> **Information provided**
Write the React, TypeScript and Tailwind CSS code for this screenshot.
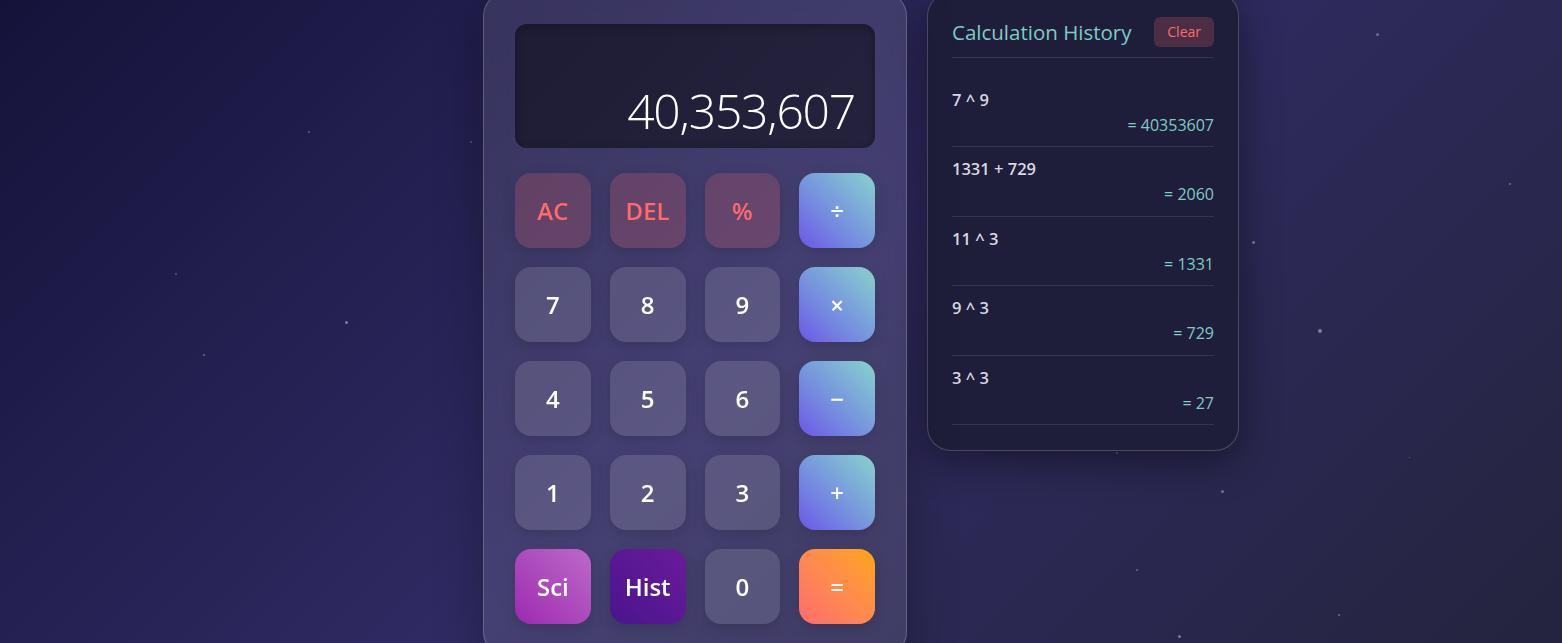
import React from "react";

const stars = [
  { x: 308, y: 131, s: 2, o: 0.3 },
  { x: 470, y: 141, s: 2, o: 0.25 },
  { x: 175, y: 273, s: 2, o: 0.25 },
  { x: 345, y: 321, s: 3, o: 0.4 },
  { x: 203, y: 354, s: 2, o: 0.35 },
  { x: 1376, y: 33, s: 3, o: 0.3 },
  { x: 1509, y: 183, s: 2, o: 0.35 },
  { x: 1252, y: 241, s: 3, o: 0.4 },
  { x: 1199, y: 281, s: 3, o: 0.3 },
  { x: 1318, y: 329, s: 4, o: 0.4 },
  { x: 963, y: 349, s: 2, o: 0.2 },
  { x: 1116, y: 452, s: 2, o: 0.3 },
  { x: 1409, y: 457, s: 1, o: 0.35 },
  { x: 1221, y: 490, s: 3, o: 0.35 },
  { x: 1136, y: 569, s: 2, o: 0.3 },
  { x: 1338, y: 614, s: 2, o: 0.35 },
  { x: 1178, y: 635, s: 3, o: 0.4 },
];

type Kind = "num" | "fn" | "op" | "eq" | "sci" | "hist";

const keys: { label: string; kind: Kind }[] = [
  { label: "AC", kind: "fn" },
  { label: "DEL", kind: "fn" },
  { label: "%", kind: "fn" },
  { label: "÷", kind: "op" },
  { label: "7", kind: "num" },
  { label: "8", kind: "num" },
  { label: "9", kind: "num" },
  { label: "×", kind: "op" },
  { label: "4", kind: "num" },
  { label: "5", kind: "num" },
  { label: "6", kind: "num" },
  { label: "−", kind: "op" },
  { label: "1", kind: "num" },
  { label: "2", kind: "num" },
  { label: "3", kind: "num" },
  { label: "+", kind: "op" },
  { label: "Sci", kind: "sci" },
  { label: "Hist", kind: "hist" },
  { label: "0", kind: "num" },
  { label: "=", kind: "eq" },
];

const kindClass: Record<Kind, string> = {
  num: "bg-white/[0.12] text-white",
  fn: "bg-[#ff6b6b]/20 text-[#ff6b6b]",
  op: "bg-linear-to-tr from-[#6c54e6] to-[#88d2cc] text-white",
  eq: "bg-linear-to-tr from-[#ff6b6b] to-[#ffa502] text-white",
  sci: "bg-linear-to-tr from-[#9c27b0] to-[#bd68c8] text-white",
  hist: "bg-linear-to-tr from-[#4a148c] to-[#6a1b9a] text-white",
};

const history = [
  { expr: "7 ^ 9", result: "40353607" },
  { expr: "1331 + 729", result: "2060" },
  { expr: "11 ^ 3", result: "1331" },
  { expr: "9 ^ 3", result: "729" },
  { expr: "3 ^ 3", result: "27" },
];

export default function App() {
  return (
    <div className="relative h-screen overflow-hidden bg-[linear-gradient(135deg,#15123a,#302b63,#24243e)] font-['Open_Sans','Noto_Sans',sans-serif]">
      <div className="pointer-events-none absolute inset-0">
        {stars.map((s, i) => (
          <span
            key={i}
            className="absolute rounded-full bg-white"
            style={{ left: s.x, top: s.y, width: s.s, height: s.s, opacity: s.o }}
          />
        ))}
      </div>

      <div className="relative flex h-screen items-center justify-center pt-[5px] pl-[160px]">
        <div className="flex items-start gap-5">
          {/* calculator */}
          <div className="w-[424px] rounded-3xl border border-white/20 bg-white/10 p-[31px] shadow-[0_20px_50px_rgba(0,0,0,0.3)] backdrop-blur-md">
            <div className="mb-[25px] flex h-[124px] items-end justify-end rounded-xl bg-black/45 px-5 pb-[7px] shadow-[inset_0_2px_10px_rgba(0,0,0,0.3)]">
              <span className="pb-[6px] text-[48px] leading-none font-light tracking-tight text-white">
                40,353,607
              </span>
            </div>
            <div className="grid grid-cols-4 gap-[19px]">
              {keys.map((k) => (
                <button
                  key={k.label}
                  className={`flex h-[75px] items-center justify-center rounded-2xl text-2xl font-semibold shadow-[0_4px_14px_rgba(0,0,0,0.15)] ${kindClass[k.kind]}`}
                >
                  {k.label}
                </button>
              ))}
            </div>
          </div>

          {/* history */}
          <div className="w-[312px] rounded-3xl border border-white/20 bg-[#1e1d39]/95 p-6 pb-[25px] shadow-[0_10px_40px_rgba(0,0,0,0.45)]">
            <div className="flex items-center justify-between border-b border-white/10 pb-[9px]">
              <h2 className="text-[20.5px] text-[#80cbc4]">Calculation History</h2>
              <button className="rounded-md bg-[#ff6b6b]/20 px-[13px] py-[5px] text-sm text-[#ff6b6b]">
                Clear
              </button>
            </div>
            <div className="mt-5">
              {history.map((h) => (
                <div key={h.expr} className="border-b border-white/10 pt-[10px] pb-[10.5px]">
                  <div className="text-[16.5px] leading-6 font-semibold text-[#d9d7e0]">{h.expr}</div>
                  <div className="mt-[2px] text-right text-base leading-[22px] text-[#80cbc4]">
                    = {h.result}
                  </div>
                </div>
              ))}
            </div>
          </div>
        </div>
      </div>
    </div>
  );
}
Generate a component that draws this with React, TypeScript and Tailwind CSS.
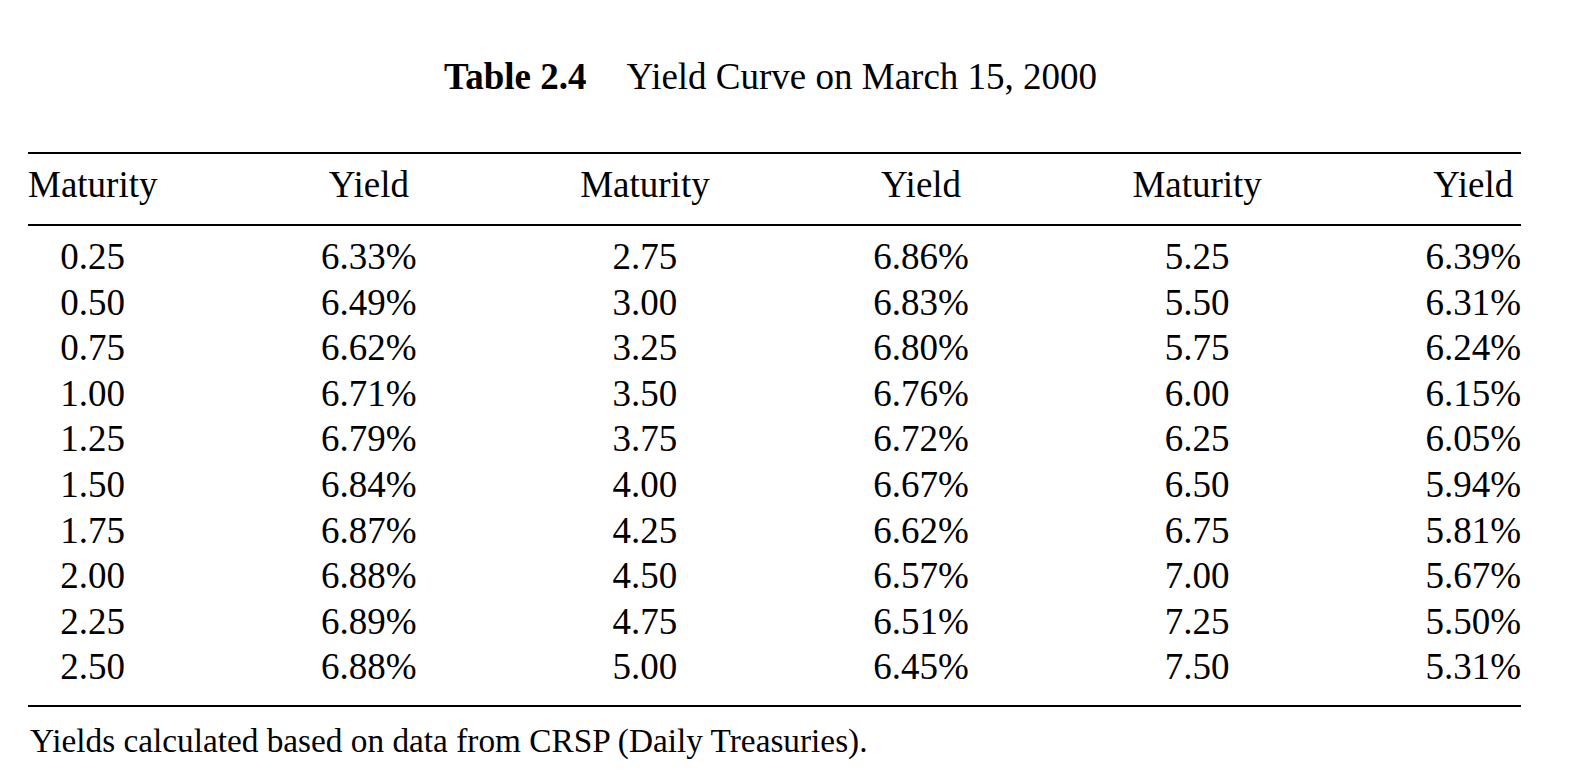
const rows: [string, string, string, string, string, string][] = [
  ["0.25", "6.33%", "2.75", "6.86%", "5.25", "6.39%"],
  ["0.50", "6.49%", "3.00", "6.83%", "5.50", "6.31%"],
  ["0.75", "6.62%", "3.25", "6.80%", "5.75", "6.24%"],
  ["1.00", "6.71%", "3.50", "6.76%", "6.00", "6.15%"],
  ["1.25", "6.79%", "3.75", "6.72%", "6.25", "6.05%"],
  ["1.50", "6.84%", "4.00", "6.67%", "6.50", "5.94%"],
  ["1.75", "6.87%", "4.25", "6.62%", "6.75", "5.81%"],
  ["2.00", "6.88%", "4.50", "6.57%", "7.00", "5.67%"],
  ["2.25", "6.89%", "4.75", "6.51%", "7.25", "5.50%"],
  ["2.50", "6.88%", "5.00", "6.45%", "7.50", "5.31%"],
];

const headers = ["Maturity", "Yield", "Maturity", "Yield", "Maturity", "Yield"];

export default function App() {
  return (
    <div className="min-h-screen w-full bg-white font-['Liberation_Serif','Times_New_Roman',serif] text-[37px] leading-[40px] text-black">
      <div className="ml-[28px] w-[1493px] pt-[57px]">
        {/* caption */}
        <div className="flex justify-center pr-[8px]">
          <span className="font-bold">Table 2.4</span>
          <span className="ml-[40px]">Yield Curve on March 15, 2000</span>
        </div>

        {/* table */}
        <div className="mt-[55px] grid grid-cols-[repeat(6,auto)] justify-between border-t-2 border-black">
          {headers.map((h, i) => (
            <div key={i} className="pt-[11px] pb-[19px] text-center">
              {h}
            </div>
          ))}
          <div className="col-span-6 h-[2px] bg-black" />
          <div className="col-span-6 h-[8px]" />
          {rows.map((r, ri) =>
            r.map((cell, ci) => (
              <div key={`${ri}-${ci}`} className="text-center leading-[45.6px]">
                {cell}
              </div>
            ))
          )}
          <div className="col-span-6 h-[15px]" />
          <div className="col-span-6 h-[2px] bg-black" />
        </div>

        {/* note */}
        <p className="mt-[14px] pl-[2px] text-[33.3px] leading-[40px]">
          Yields calculated based on data from CRSP (Daily Treasuries).
        </p>
      </div>
    </div>
  );
}
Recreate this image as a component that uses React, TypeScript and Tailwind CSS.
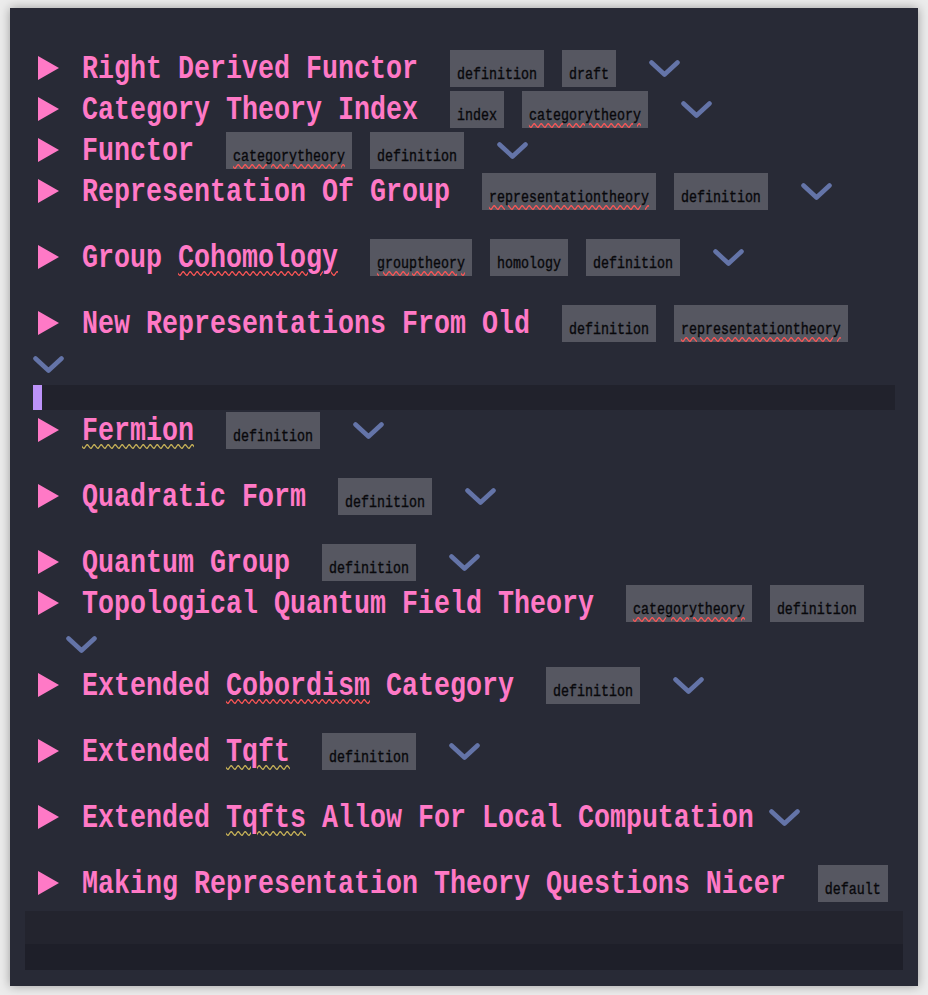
import React from "react";

type Word = { text: string; squiggle?: "red" | "yellow" };
type Tag = { label: string; squiggle?: boolean };
type Row = {
  title: Word[];
  tags: Tag[];
  chevron: "inline" | "wrap0" | "wrap33" | "none";
  gap?: boolean;
};

const rows: Row[] = [
  { title: [{ text: "Right Derived Functor" }], tags: [{ label: "definition" }, { label: "draft" }], chevron: "inline" },
  { title: [{ text: "Category Theory Index" }], tags: [{ label: "index" }, { label: "categorytheory", squiggle: true }], chevron: "inline" },
  { title: [{ text: "Functor" }], tags: [{ label: "categorytheory", squiggle: true }, { label: "definition" }], chevron: "inline" },
  { title: [{ text: "Representation Of Group" }], tags: [{ label: "representationtheory", squiggle: true }, { label: "definition" }], chevron: "inline", gap: true },
  {
    title: [{ text: "Group " }, { text: "Cohomology", squiggle: "red" }],
    tags: [{ label: "grouptheory", squiggle: true }, { label: "homology" }, { label: "definition" }],
    chevron: "inline",
    gap: true,
  },
  { title: [{ text: "New Representations From Old" }], tags: [{ label: "definition" }, { label: "representationtheory", squiggle: true }], chevron: "wrap0" },
];

const rowsAfter: Row[] = [
  { title: [{ text: "Fermion", squiggle: "yellow" }], tags: [{ label: "definition" }], chevron: "inline", gap: true },
  { title: [{ text: "Quadratic Form" }], tags: [{ label: "definition" }], chevron: "inline", gap: true },
  { title: [{ text: "Quantum Group" }], tags: [{ label: "definition" }], chevron: "inline" },
  { title: [{ text: "Topological Quantum Field Theory" }], tags: [{ label: "categorytheory", squiggle: true }, { label: "definition" }], chevron: "wrap33" },
  {
    title: [{ text: "Extended " }, { text: "Cobordism", squiggle: "red" }, { text: " Category" }],
    tags: [{ label: "definition" }],
    chevron: "inline",
    gap: true,
  },
  { title: [{ text: "Extended " }, { text: "Tqft", squiggle: "yellow" }], tags: [{ label: "definition" }], chevron: "inline", gap: true },
  {
    title: [{ text: "Extended " }, { text: "Tqfts", squiggle: "yellow" }, { text: " Allow For Local Computation" }],
    tags: [],
    chevron: "inline",
    gap: true,
  },
  { title: [{ text: "Making Representation Theory Questions Nicer" }], tags: [{ label: "default" }], chevron: "none" },
];

function Chevron({ className = "" }: { className?: string }) {
  return (
    <svg width="31" height="19" viewBox="0 0 31 19" fill="none" className={`shrink-0 ${className}`}>
      <path d="M2.5 3.5L15.5 15.5L28.5 3.5" stroke="#6474a8" strokeWidth="4.6" strokeLinecap="round" strokeLinejoin="round" />
    </svg>
  );
}

function NoteRow({ row }: { row: Row }) {
  return (
    <div className={row.gap ? "mb-[25px]" : ""}>
      <div className="flex h-[41px] items-start">
        <svg width="21" height="24" viewBox="0 0 21 24" className="ml-[5px] mt-[8px] shrink-0">
          <polygon points="0,0 21,12 0,24" fill="#ff79c6" />
        </svg>
        <span className="ml-[23px] mt-[3px] inline-block origin-[0_28px] scale-y-[1.25] whitespace-pre font-['Liberation_Mono',monospace] text-[26.67px] font-bold leading-[41px] text-[#ff79c6]">
          {row.title.map((w, i) => (
            <span
              key={i}
              className={
                w.squiggle === "red"
                  ? "underline decoration-[#ff5555] decoration-wavy decoration-1 underline-offset-[3px]"
                  : w.squiggle === "yellow"
                    ? "underline decoration-[#c9b458] decoration-wavy decoration-1 underline-offset-[3px]"
                    : ""
              }
            >
              {w.text}
            </span>
          ))}
        </span>
        {row.tags.map((t, i) => (
          <span
            key={t.label}
            className={`${i === 0 ? "ml-8" : "ml-[18px]"} mt-[2px] h-[37px] shrink-0 bg-[#565761] px-[7px] pt-[18px]`}
          >
            <span
              className={`block origin-[0_12px] scale-y-[1.3] whitespace-pre font-['Liberation_Mono',monospace] text-[13.33px] leading-[15px] text-[#08080b] [-webkit-text-stroke:0.3px_#08080b] ${
                t.squiggle ? "underline decoration-[#ff5555] decoration-wavy decoration-1 underline-offset-[2px]" : ""
              }`}
            >
              {t.label}
            </span>
          </span>
        ))}
        {row.chevron === "inline" && (
          <Chevron className={row.tags.length ? "ml-[33px] mt-[11px]" : "ml-[15px] mt-[11px]"} />
        )}
      </div>
      {row.chevron === "wrap0" && (
        <div className="flex h-[41px] items-start">
          <Chevron className="mt-[11px]" />
        </div>
      )}
      {row.chevron === "wrap33" && (
        <div className="flex h-[41px] items-start">
          <Chevron className="ml-[33px] mt-[11px]" />
        </div>
      )}
    </div>
  );
}

export default function App() {
  return (
    <div className="min-h-screen bg-[#ececec] pl-[10px] pt-[8px]">
      <div className="flex h-[978px] w-[908px] flex-col bg-[#282a36] px-[23px] pt-[40px] shadow-[0_0_10px_rgba(0,0,0,0.35)]">
        {rows.map((r, i) => (
          <NoteRow key={i} row={r} />
        ))}
        {/* current (empty) line */}
        <div className="flex h-[25px] bg-[#21222c]">
          <div className="w-[9px] bg-[#bd93f9]" />
        </div>
        {rowsAfter.map((r, i) => (
          <NoteRow key={i} row={r} />
        ))}
        <div className="-mx-[8px] mt-[7px] h-[33px] bg-[#23242e]" />
        <div className="-mx-[8px] h-[26px] bg-[#1e1f29]" />
      </div>
    </div>
  );
}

> **What the task requires**
Count each line of the entries that holds the word "React", then state the total and nothing more.

> **Finished exercise**
5